The Mission Province (Missionsprovinsen) in Sweden is offering pastoral care in the midst of the pandemic. “It has had a great impact on our daily lives,” says Bishop Bengt Ädahl. “Persons over the age of 70 are recommended not to come to church, and pastors over the age of 70 are recommended not to conduct services.”
Most, but not all, congregations are still holding services. Some congregations are broadcasting services online via social media and YouTube. Pastors are also providing pastoral care through home-visits, where they offer communion to those unable to attend church.
Bishop Ädahl has sent letters to clergy with recommendations about pastoral care as well as a prayer for use during the coronavirus outbreak. At the same time, the Mission Province is holding many of its board meetings by conference call and video-calls.
“It is important in this time that the Gospel of our risen Lord, Jesus Christ, is preached to people and that He is worshipped,” said Bishop Ädahl. “It is also important that church members pray at home, and read the Word of God and other good Christian literature. We encourage people to do this in their daily life.”
United States of America
The total number of reported cases of COVID-19 in the United States has risen to 794,347, with 43,115 deaths. Different states have different regulations in effect to slow the spread of the coronavirus, with many limiting the total number of people allowed to participate in public events while others have banned public events altogether.
The Lutheran Church–Missouri Synod (LCMS) reports that the coronavirus has had a dramatic impact on its ministry. While the church does not have authority to direct congregations to close, LCMS President Matthew Harrison has encouraged all members to obey the 4th and 5th Commandments.
“I’m very proud of our pastors, church workers, and congregations,” says President Harrison. “Far and away, they have been engaged, working as hard as possible to offer online options to parishioners, offering the Sacrament where possible to many small groups.” While the LCMS has encouraged its congregations as they offer Gospel-outreach in new ways given the situation, President Harrison, the church’s Commission for Theology and Church Relations, and the systematics departments of the LCMS’ two seminaries have all advised against the novel practice of in-home consecration of communion elements while watching online services.
“Pastors are hurting because they can’t be at the deathbed to comfort the faithful, or even have funeral services,” laments President Harrison. “But they know that the Lord Christ most often and most dramatically blesses through the cross. It will be a joyous day when we are back together in church to receive the gifts of Christ.”
The LCMS’ seminaries and universities have all switched to online classes, and staff at the LCMS’ International Centre are working from home.
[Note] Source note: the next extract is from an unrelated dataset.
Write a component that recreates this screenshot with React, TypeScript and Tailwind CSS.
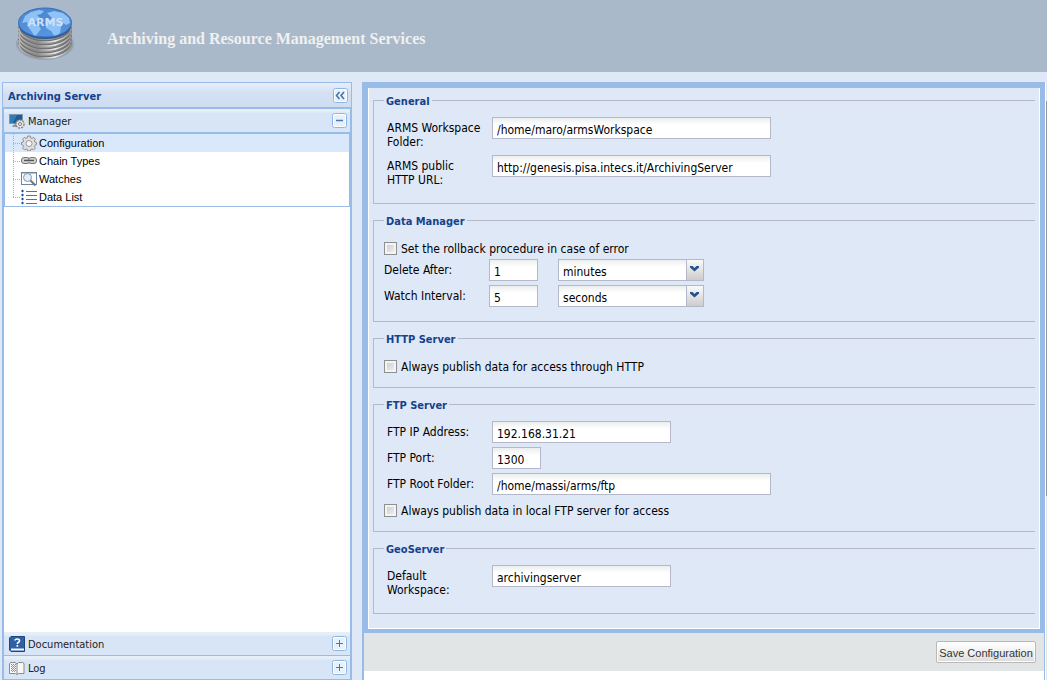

The LCMS has also temporarily pulled many of its mission personnel and their families from world areas.
The Lutheran Church—Missouri Synod has made available a wide variety of resources related to the pandemic, including devotional resources for families and individuals, as well as care for pastors and church workers. Record numbers of members are engaging with the LCMS’ social media accounts and websites. Among other resources, the LCMS is providing daily Bible studies on Facebook.
Almost all resources of the LCMS Office of National Mission have been focused towards the COVID-19 crisis. Mercy agencies are doing important work under very challenging situations, caring for thousands upon thousands. And the church is also partnering with the Lutheran Church Extension Fund to provide funding for Soldiers of the Cross, a longstanding program which assists church workers. Requests for that funding have been increasing.
“We also think of and pray for in these days our millions of Lutheran partners and friends around the globe,” notes President Harrison. “Christ is risen!”